↓↓↓
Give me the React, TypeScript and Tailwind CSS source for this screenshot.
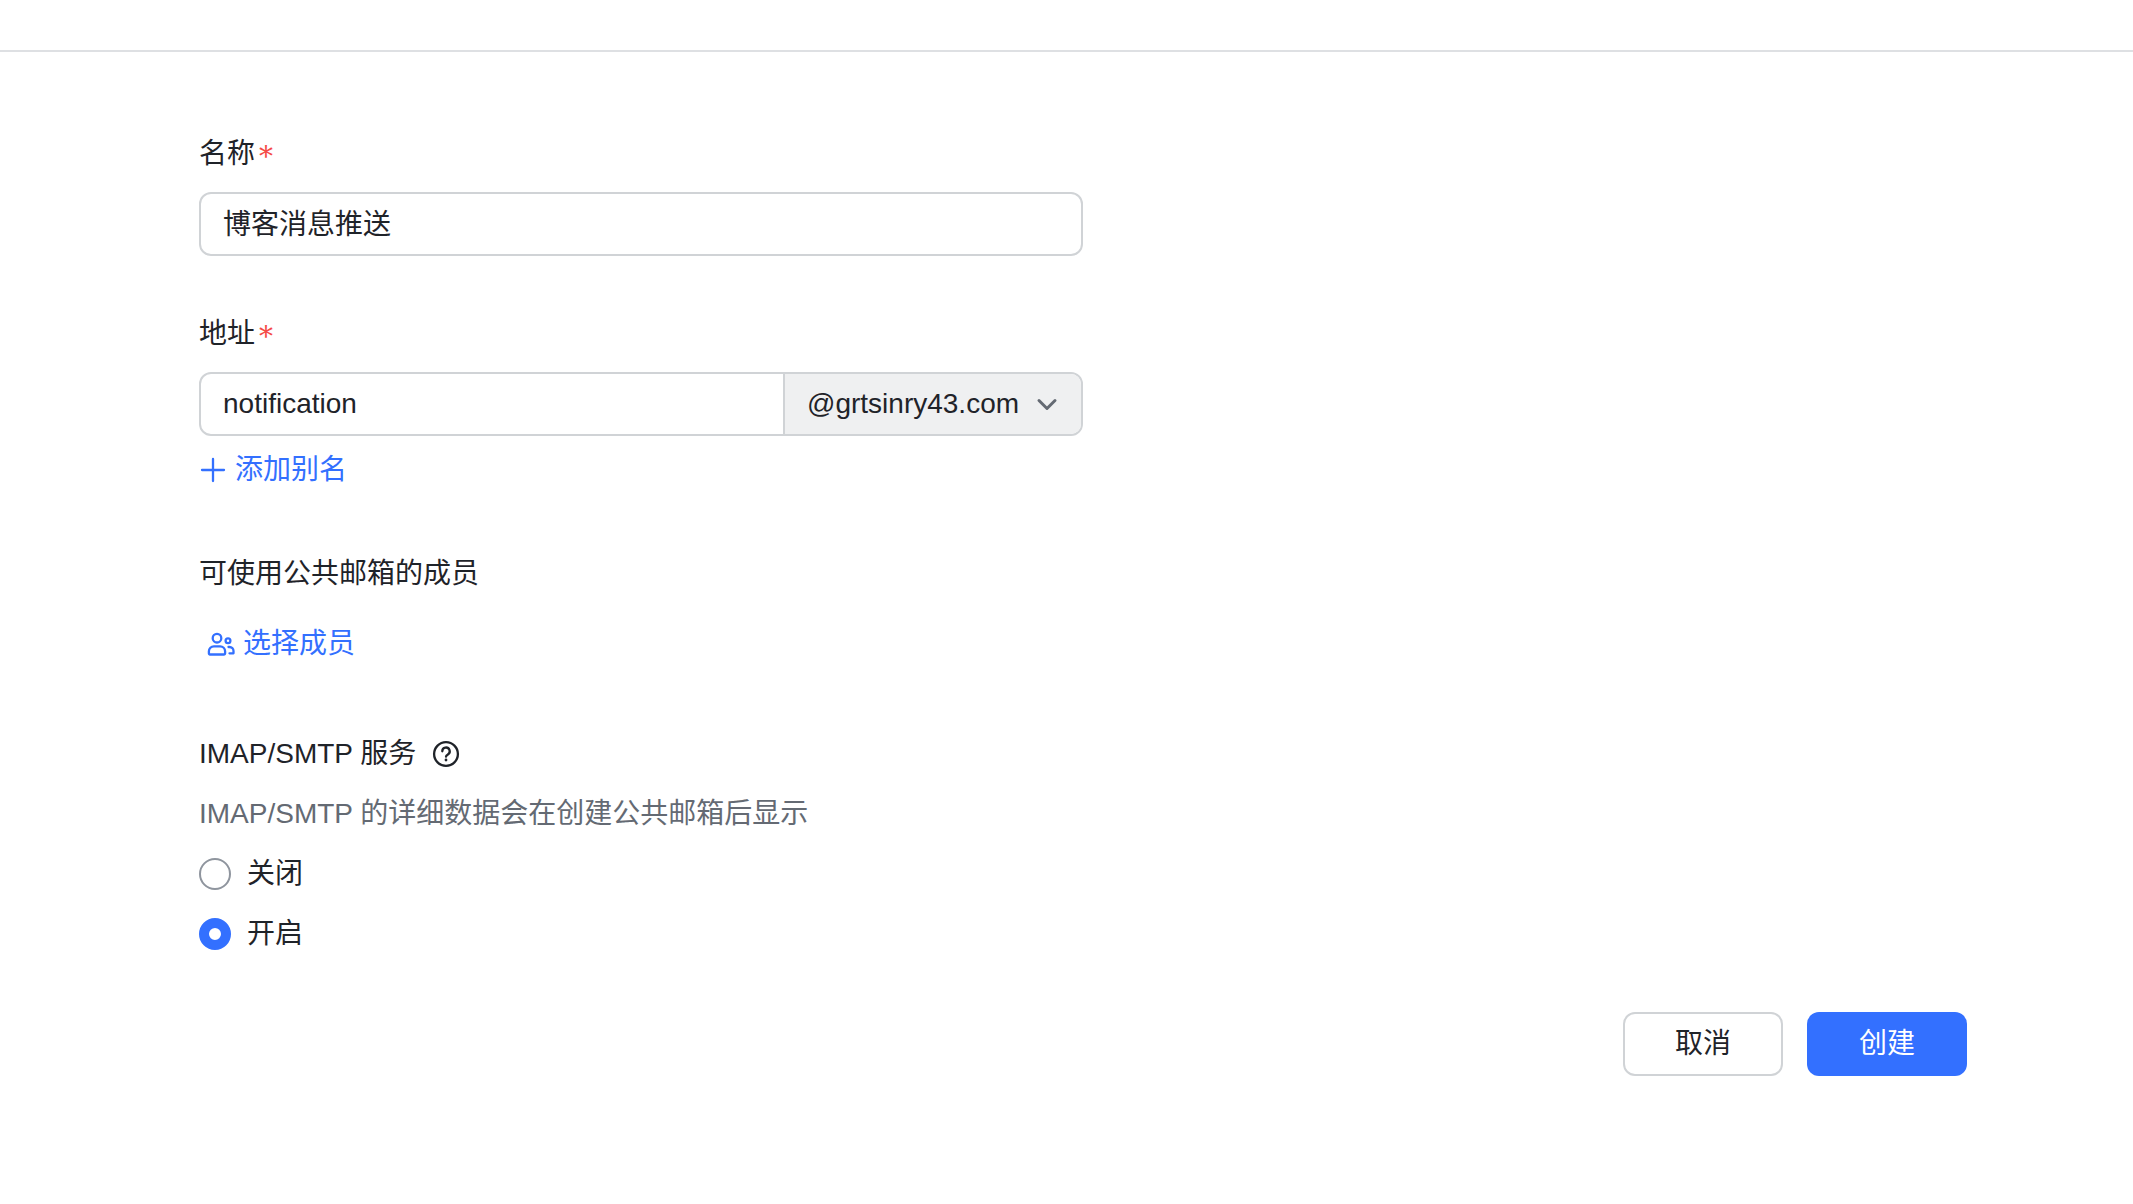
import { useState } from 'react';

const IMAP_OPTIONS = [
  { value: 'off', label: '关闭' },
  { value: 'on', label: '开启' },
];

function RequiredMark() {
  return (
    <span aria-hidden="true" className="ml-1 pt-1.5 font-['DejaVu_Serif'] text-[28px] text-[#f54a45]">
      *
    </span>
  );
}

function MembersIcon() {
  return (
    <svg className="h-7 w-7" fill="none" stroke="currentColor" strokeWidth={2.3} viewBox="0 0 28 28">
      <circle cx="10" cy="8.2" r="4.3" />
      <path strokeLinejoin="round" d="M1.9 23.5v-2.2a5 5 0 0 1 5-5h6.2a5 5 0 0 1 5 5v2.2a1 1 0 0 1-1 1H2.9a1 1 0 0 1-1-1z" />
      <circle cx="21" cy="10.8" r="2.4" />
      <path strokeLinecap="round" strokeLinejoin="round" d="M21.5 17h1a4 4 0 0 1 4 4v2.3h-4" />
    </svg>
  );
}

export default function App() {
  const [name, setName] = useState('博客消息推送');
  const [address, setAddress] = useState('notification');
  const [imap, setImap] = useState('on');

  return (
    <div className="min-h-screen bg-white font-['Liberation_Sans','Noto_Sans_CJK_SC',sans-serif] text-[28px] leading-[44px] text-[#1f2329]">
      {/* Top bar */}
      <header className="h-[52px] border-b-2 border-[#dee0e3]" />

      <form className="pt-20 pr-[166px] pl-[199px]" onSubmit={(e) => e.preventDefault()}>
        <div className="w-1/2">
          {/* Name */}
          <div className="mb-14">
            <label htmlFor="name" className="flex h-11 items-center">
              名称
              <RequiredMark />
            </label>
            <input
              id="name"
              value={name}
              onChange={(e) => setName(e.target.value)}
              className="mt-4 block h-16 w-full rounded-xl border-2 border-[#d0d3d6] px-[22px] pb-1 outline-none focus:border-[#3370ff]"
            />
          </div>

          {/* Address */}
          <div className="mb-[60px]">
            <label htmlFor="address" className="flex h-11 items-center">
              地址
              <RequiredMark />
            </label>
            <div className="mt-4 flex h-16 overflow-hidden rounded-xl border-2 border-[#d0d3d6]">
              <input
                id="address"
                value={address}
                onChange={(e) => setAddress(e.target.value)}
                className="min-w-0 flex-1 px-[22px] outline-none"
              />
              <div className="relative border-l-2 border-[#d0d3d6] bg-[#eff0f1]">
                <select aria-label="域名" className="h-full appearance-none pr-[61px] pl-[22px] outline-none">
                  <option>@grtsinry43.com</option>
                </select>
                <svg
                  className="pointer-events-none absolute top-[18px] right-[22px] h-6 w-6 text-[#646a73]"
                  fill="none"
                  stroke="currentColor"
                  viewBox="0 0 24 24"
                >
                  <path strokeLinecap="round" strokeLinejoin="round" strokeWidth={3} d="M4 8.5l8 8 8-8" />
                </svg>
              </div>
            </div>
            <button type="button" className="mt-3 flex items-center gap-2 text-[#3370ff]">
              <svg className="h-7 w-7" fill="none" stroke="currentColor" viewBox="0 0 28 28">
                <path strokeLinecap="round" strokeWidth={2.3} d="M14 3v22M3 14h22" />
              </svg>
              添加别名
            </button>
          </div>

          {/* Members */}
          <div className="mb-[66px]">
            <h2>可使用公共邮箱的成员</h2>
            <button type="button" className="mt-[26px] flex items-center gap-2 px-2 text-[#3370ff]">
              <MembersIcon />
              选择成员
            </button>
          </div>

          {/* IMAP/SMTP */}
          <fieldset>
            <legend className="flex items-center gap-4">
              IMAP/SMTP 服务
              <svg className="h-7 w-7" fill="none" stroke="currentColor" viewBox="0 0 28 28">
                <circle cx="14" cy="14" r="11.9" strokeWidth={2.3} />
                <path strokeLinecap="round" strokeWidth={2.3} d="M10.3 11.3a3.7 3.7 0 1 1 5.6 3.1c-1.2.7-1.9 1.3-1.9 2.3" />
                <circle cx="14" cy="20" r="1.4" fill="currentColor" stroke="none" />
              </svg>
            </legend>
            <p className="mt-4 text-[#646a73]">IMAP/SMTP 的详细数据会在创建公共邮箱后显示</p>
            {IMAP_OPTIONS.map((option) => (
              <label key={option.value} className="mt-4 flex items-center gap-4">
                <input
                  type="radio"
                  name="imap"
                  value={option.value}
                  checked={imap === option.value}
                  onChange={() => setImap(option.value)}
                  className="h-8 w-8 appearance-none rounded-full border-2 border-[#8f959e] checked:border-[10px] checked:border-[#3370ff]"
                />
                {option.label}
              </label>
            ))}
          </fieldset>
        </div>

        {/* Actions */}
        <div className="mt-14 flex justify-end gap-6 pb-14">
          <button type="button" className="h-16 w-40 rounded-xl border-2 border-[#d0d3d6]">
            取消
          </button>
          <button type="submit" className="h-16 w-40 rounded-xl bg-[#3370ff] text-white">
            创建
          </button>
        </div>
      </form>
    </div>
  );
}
↑↑↑
▸ Goal: Transcribe the whole listing, character for character, but not its images.

▸ The answer:
Give me the React, TypeScript and Tailwind CSS source for this screenshot.
import { useState } from 'react';

const IMAP_OPTIONS = [
  { value: 'off', label: '关闭' },
  { value: 'on', label: '开启' },
];

function RequiredMark() {
  return (
    <span aria-hidden="true" className="ml-1 pt-1.5 font-['DejaVu_Serif'] text-[28px] text-[#f54a45]">
      *
    </span>
  );
}

function MembersIcon() {
  return (
    <svg className="h-7 w-7" fill="none" stroke="currentColor" strokeWidth={2.3} viewBox="0 0 28 28">
      <circle cx="10" cy="8.2" r="4.3" />
      <path strokeLinejoin="round" d="M1.9 23.5v-2.2a5 5 0 0 1 5-5h6.2a5 5 0 0 1 5 5v2.2a1 1 0 0 1-1 1H2.9a1 1 0 0 1-1-1z" />
      <circle cx="21" cy="10.8" r="2.4" />
      <path strokeLinecap="round" strokeLinejoin="round" d="M21.5 17h1a4 4 0 0 1 4 4v2.3h-4" />
    </svg>
  );
}

export default function App() {
  const [name, setName] = useState('博客消息推送');
  const [address, setAddress] = useState('notification');
  const [imap, setImap] = useState('on');

  return (
    <div className="min-h-screen bg-white font-['Liberation_Sans','Noto_Sans_CJK_SC',sans-serif] text-[28px] leading-[44px] text-[#1f2329]">
      {/* Top bar */}
      <header className="h-[52px] border-b-2 border-[#dee0e3]" />

      <form className="pt-20 pr-[166px] pl-[199px]" onSubmit={(e) => e.preventDefault()}>
        <div className="w-1/2">
          {/* Name */}
          <div className="mb-14">
            <label htmlFor="name" className="flex h-11 items-center">
              名称
              <RequiredMark />
            </label>
            <input
              id="name"
              value={name}
              onChange={(e) => setName(e.target.value)}
              className="mt-4 block h-16 w-full rounded-xl border-2 border-[#d0d3d6] px-[22px] pb-1 outline-none focus:border-[#3370ff]"
            />
          </div>

          {/* Address */}
          <div className="mb-[60px]">
            <label htmlFor="address" className="flex h-11 items-center">
              地址
              <RequiredMark />
            </label>
            <div className="mt-4 flex h-16 overflow-hidden rounded-xl border-2 border-[#d0d3d6]">
              <input
                id="address"
                value={address}
                onChange={(e) => setAddress(e.target.value)}
                className="min-w-0 flex-1 px-[22px] outline-none"
              />
              <div className="relative border-l-2 border-[#d0d3d6] bg-[#eff0f1]">
                <select aria-label="域名" className="h-full appearance-none pr-[61px] pl-[22px] outline-none">
                  <option>@grtsinry43.com</option>
                </select>
                <svg
                  className="pointer-events-none absolute top-[18px] right-[22px] h-6 w-6 text-[#646a73]"
                  fill="none"
                  stroke="currentColor"
                  viewBox="0 0 24 24"
                >
                  <path strokeLinecap="round" strokeLinejoin="round" strokeWidth={3} d="M4 8.5l8 8 8-8" />
                </svg>
              </div>
            </div>
            <button type="button" className="mt-3 flex items-center gap-2 text-[#3370ff]">
              <svg className="h-7 w-7" fill="none" stroke="currentColor" viewBox="0 0 28 28">
                <path strokeLinecap="round" strokeWidth={2.3} d="M14 3v22M3 14h22" />
              </svg>
              添加别名
            </button>
          </div>

          {/* Members */}
          <div className="mb-[66px]">
            <h2>可使用公共邮箱的成员</h2>
            <button type="button" className="mt-[26px] flex items-center gap-2 px-2 text-[#3370ff]">
              <MembersIcon />
              选择成员
            </button>
          </div>

          {/* IMAP/SMTP */}
          <fieldset>
            <legend className="flex items-center gap-4">
              IMAP/SMTP 服务
              <svg className="h-7 w-7" fill="none" stroke="currentColor" viewBox="0 0 28 28">
                <circle cx="14" cy="14" r="11.9" strokeWidth={2.3} />
                <path strokeLinecap="round" strokeWidth={2.3} d="M10.3 11.3a3.7 3.7 0 1 1 5.6 3.1c-1.2.7-1.9 1.3-1.9 2.3" />
                <circle cx="14" cy="20" r="1.4" fill="currentColor" stroke="none" />
              </svg>
            </legend>
            <p className="mt-4 text-[#646a73]">IMAP/SMTP 的详细数据会在创建公共邮箱后显示</p>
            {IMAP_OPTIONS.map((option) => (
              <label key={option.value} className="mt-4 flex items-center gap-4">
                <input
                  type="radio"
                  name="imap"
                  value={option.value}
                  checked={imap === option.value}
                  onChange={() => setImap(option.value)}
                  className="h-8 w-8 appearance-none rounded-full border-2 border-[#8f959e] checked:border-[10px] checked:border-[#3370ff]"
                />
                {option.label}
              </label>
            ))}
          </fieldset>
        </div>

        {/* Actions */}
        <div className="mt-14 flex justify-end gap-6 pb-14">
          <button type="button" className="h-16 w-40 rounded-xl border-2 border-[#d0d3d6]">
            取消
          </button>
          <button type="submit" className="h-16 w-40 rounded-xl bg-[#3370ff] text-white">
            创建
          </button>
        </div>
      </form>
    </div>
  );
}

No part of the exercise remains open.